Bernie Ecclestone on the offensiveA long and unpleasant argument about the future of Formula One is finally coming to an end.
After noises of compromise started filtering into the paddock, even the breakaway group - made up of five F1 carmakers - now admits that talks with Bernie Ecclestone and the FIA are making strides of progress.
"The negotiations are moving clearly forwards," GPMA media contact Xander Heijnen told the Deutsche Presse-Agentur, "and the chance (of a solution) have now increased."
Bernie Ecclestone is also hopeful of a final solution, but he will have done little to appease the carmakers` anger by giving an interview to German sporting magazine Sport Bild this week.
The 75-year-old likened the GPMA row over Formula One to a family that cannot decide how to treat an ill relative.
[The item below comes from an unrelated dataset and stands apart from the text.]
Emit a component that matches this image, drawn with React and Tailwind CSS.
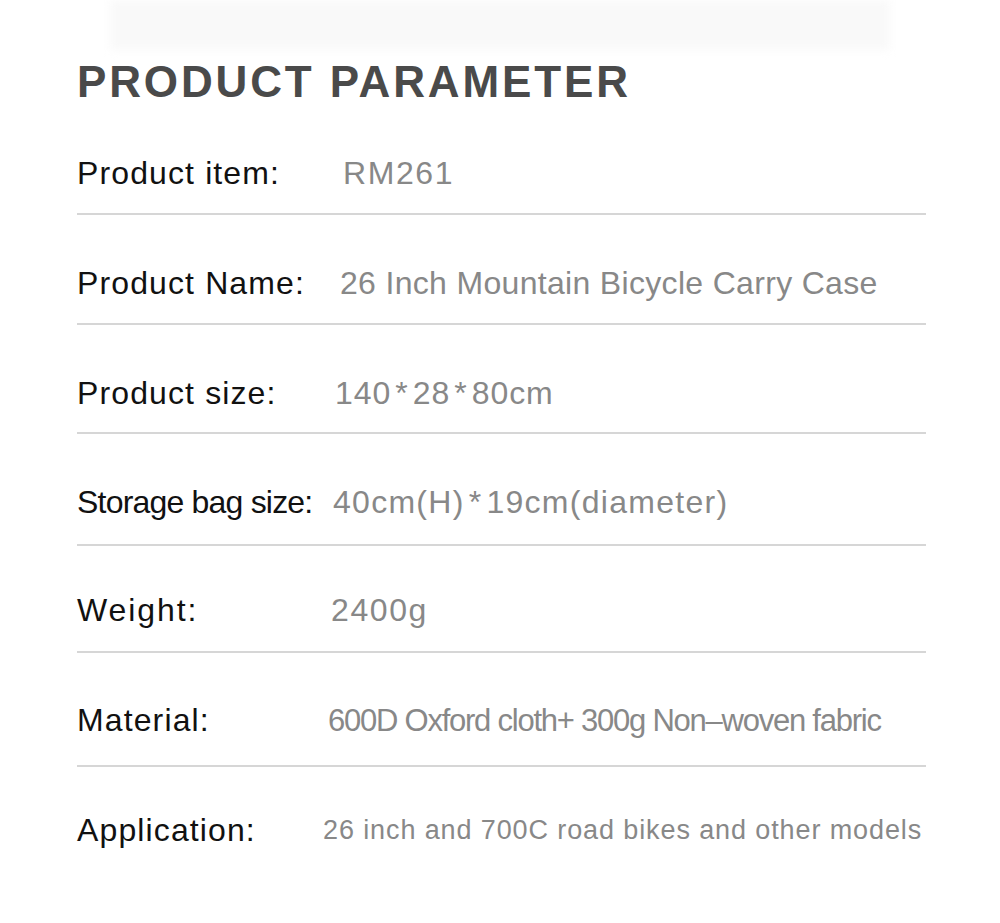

"I am the doctor," said Ecclestone.
He vowed to make F1 a sport that can be tackled for about $60m (US) per year, rather than the current minimum of about $240 million, and called Toyota`s estimated $500m-plus annual expenditure - and staff levels of 1000 - `dangerous` for the sport.
"Cosworth make a competitive engine for $20 million," he added, "so others can too."
Ecclestone totally dismissed the concept of a GPMA-run breakaway series in 2008.
"(The carmakers) have no chance," he insisted. "They have no right to a greater share (of the sport`s revenues) but it is taking them a long time to realise it."